Ironically, the “leak” more or less shows that Britain is keeping its Huawei status quo, allowing the Chinese company’s products in the edge but not in the sensitive core of the network, where any potential spying could have a far bigger impact than knowing certain people connected to a mobile mast at a certain time.

The sacking of a senior Cabinet minister, and one tipped as a potential successor to May, will inevitably push the Huawei security kerfuffle back into the public eye just as it seemed to be dying down.

In political terms, the Ministry of Defence will miss Williamson greatly. Compared to his staid and boring predecessor, Michael Fallon, Williamson managed to secure increases (however small) in the defence budget and put the department back on the political and media map with his occasionally zany announcements.

As this story was being written it emerged that Williamson's replacement is Penny Mordaunt MP, who, as well as having once been a defence minister, was also a commissioned officer in the Royal Naval Reserve. ®

Updated to add

Williamson has written back to May to "strenuously deny that I was in any way involved in this leak and I am confident that a thorough and formal inquiry would have vindicated my position."

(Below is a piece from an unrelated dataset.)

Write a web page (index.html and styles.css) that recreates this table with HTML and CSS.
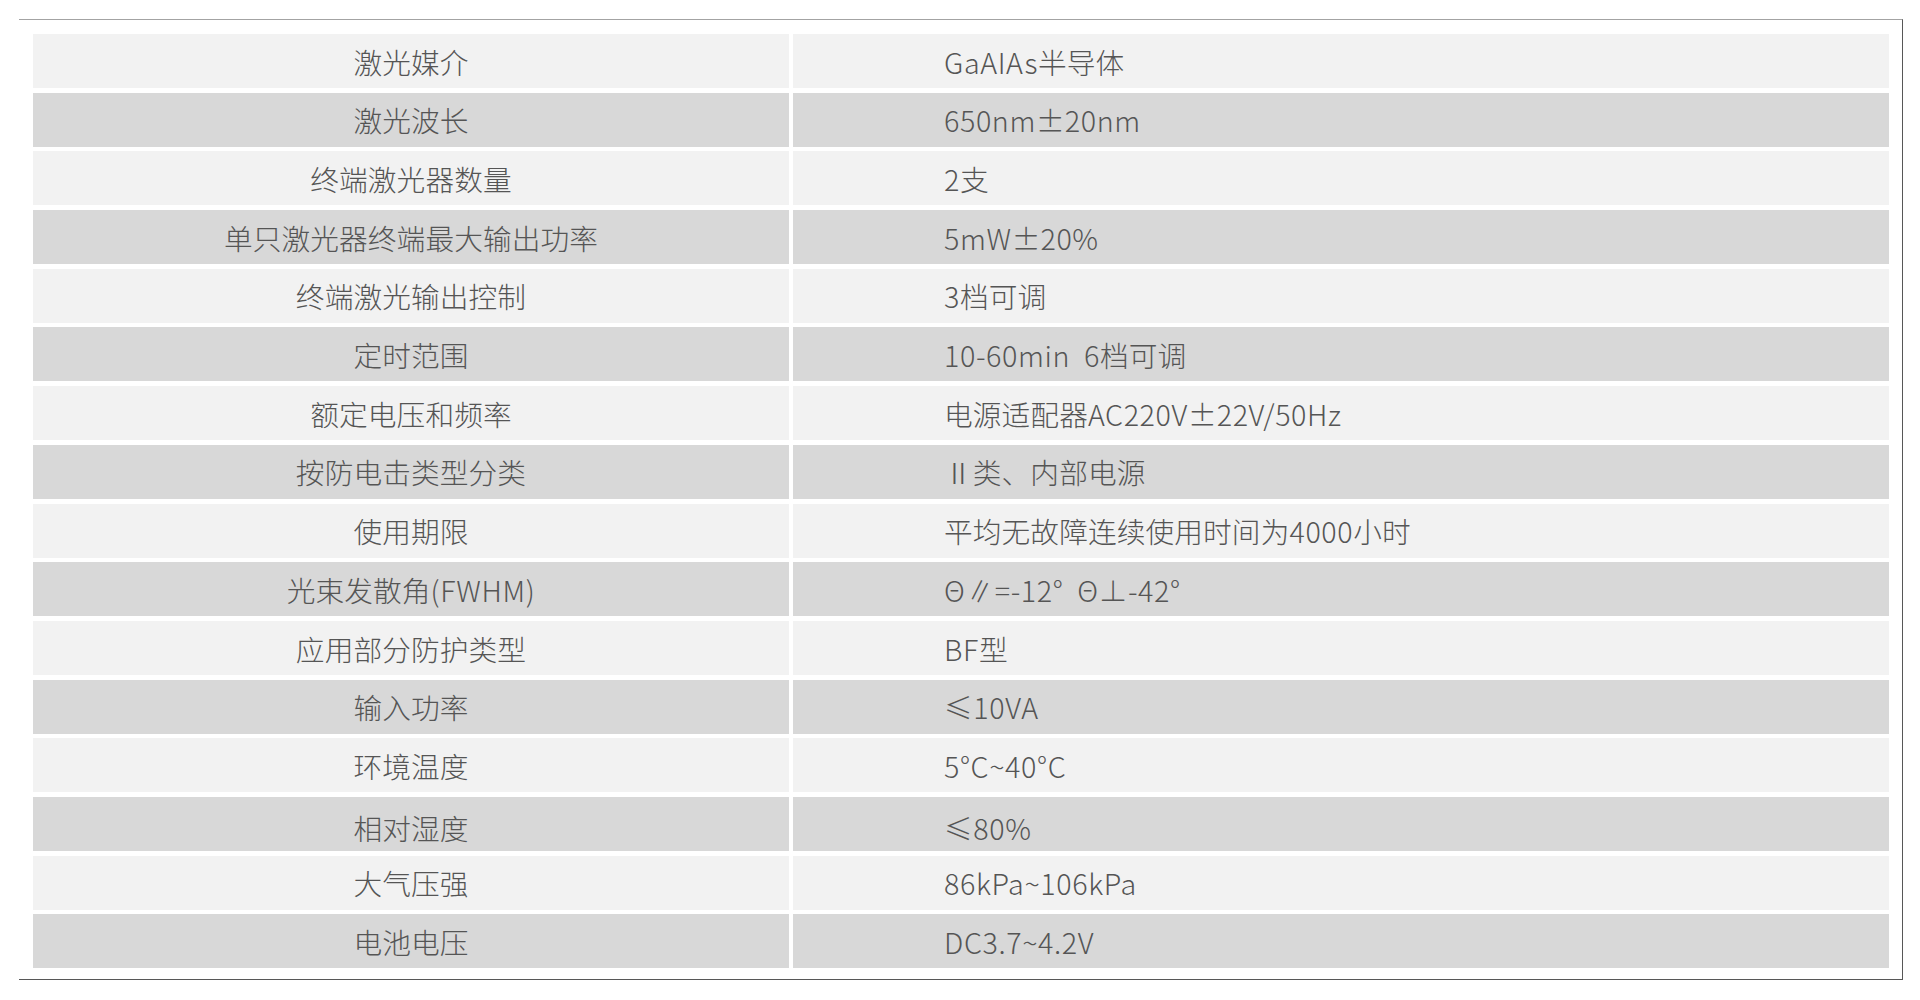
FILE: index.html
```html
<!DOCTYPE html>
<html lang="zh-CN">
<head>
<meta charset="utf-8">
<title>技术参数</title>
<link rel="stylesheet" href="styles.css">
</head>
<body>
<div class="frame">
  <div class="spec-table">
    <div class="row light"><div class="cell label">激光媒介</div><div class="cell value"><span class="lat">GaAIAs</span>半导体</div></div>
    <div class="row dark"><div class="cell label">激光波长</div><div class="cell value"><span class="lat">650nm</span>±<span class="lat">20nm</span></div></div>
    <div class="row light"><div class="cell label">终端激光器数量</div><div class="cell value"><span class="lat">2</span>支</div></div>
    <div class="row dark"><div class="cell label">单只激光器终端最大输出功率</div><div class="cell value"><span class="lat">5mW</span>±<span class="lat">20%</span></div></div>
    <div class="row light"><div class="cell label">终端激光输出控制</div><div class="cell value"><span class="lat">3</span>档可调</div></div>
    <div class="row dark"><div class="cell label">定时范围</div><div class="cell value"><span class="lat">10-60min&nbsp;&nbsp;6</span>档可调</div></div>
    <div class="row light"><div class="cell label">额定电压和频率</div><div class="cell value">电源适配器<span class="lat">AC220V</span>±<span class="lat">22V/50Hz</span></div></div>
    <div class="row dark"><div class="cell label">按防电击类型分类</div><div class="cell value">Ⅱ类、内部电源</div></div>
    <div class="row light"><div class="cell label">使用期限</div><div class="cell value">平均无故障连续使用时间为<span class="lat">4000</span>小时</div></div>
    <div class="row dark"><div class="cell label">光束发散角<span class="lat">(FWHM)</span></div><div class="cell value"><span class="lat">Θ∥=-12°&nbsp;&nbsp;Θ⊥-42°</span></div></div>
    <div class="row light"><div class="cell label">应用部分防护类型</div><div class="cell value"><span class="lat">BF</span>型</div></div>
    <div class="row dark"><div class="cell label">输入功率</div><div class="cell value"><span class="lat">≤10VA</span></div></div>
    <div class="row light"><div class="cell label">环境温度</div><div class="cell value"><span class="lat">5°C~40°C</span></div></div>
    <div class="row dark low"><div class="cell label">相对湿度</div><div class="cell value"><span class="lat">≤80%</span></div></div>
    <div class="row light"><div class="cell label">大气压强</div><div class="cell value"><span class="lat">86kPa~106kPa</span></div></div>
    <div class="row dark"><div class="cell label">电池电压</div><div class="cell value"><span class="lat">DC3.7~4.2V</span></div></div>
  </div>
</div>
</body>
</html>
```

FILE: styles.css
```css
html, body {
  margin: 0;
  padding: 0;
  background: #ffffff;
}

body {
  font-family: "Noto Sans CJK SC Light", "Noto Sans CJK SC DemiLight", "Noto Sans CJK SC", "Noto Sans", sans-serif;
  color: #555555;
}

.frame {
  box-sizing: border-box;
  width: 1884px;
  margin: 19px 0 0 19px;
  padding: 14px 13px 11px 14px;
  border-top: 1px solid #a3a3a3;
  border-right: 1px solid #575757;
  border-bottom: 1px solid #575757;
}

.spec-table {
  display: flex;
  flex-direction: column;
  gap: 4.7px;
}

.row {
  display: grid;
  grid-template-columns: 756px 1096px;
  column-gap: 4px;
  height: 54px;
}

.cell {
  box-sizing: border-box;
  display: flex;
  align-items: center;
  padding-top: 2px;
  font-size: 28.7px;
  font-weight: 300;
  line-height: 1;
  letter-spacing: 0.1px;
  white-space: nowrap;
}

.lat {
  letter-spacing: 0.6px;
}

.row.low .cell {
  padding-top: 9px;
}

.row.light .cell {
  background: #f2f2f2;
}

.row.dark .cell {
  background: #d8d8d8;
}

.label {
  justify-content: center;
}

.value {
  padding-left: 151px;
}
```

He went on to say he was axed after refusing to quit, telling the PM: "I appreciate you offering me the option to resign, but to resign would have been to accept that I, my civil servants, my military advisers or my staff were responsible: this was not the case."

The now-former Defence Secretary believes his dismissal was politically motivated, and the result of a falling out between himself and Cabinet Secretary Mark Sedwill. All of which has nowt to do with calls for a criminal investigation into whichever person leaked the info.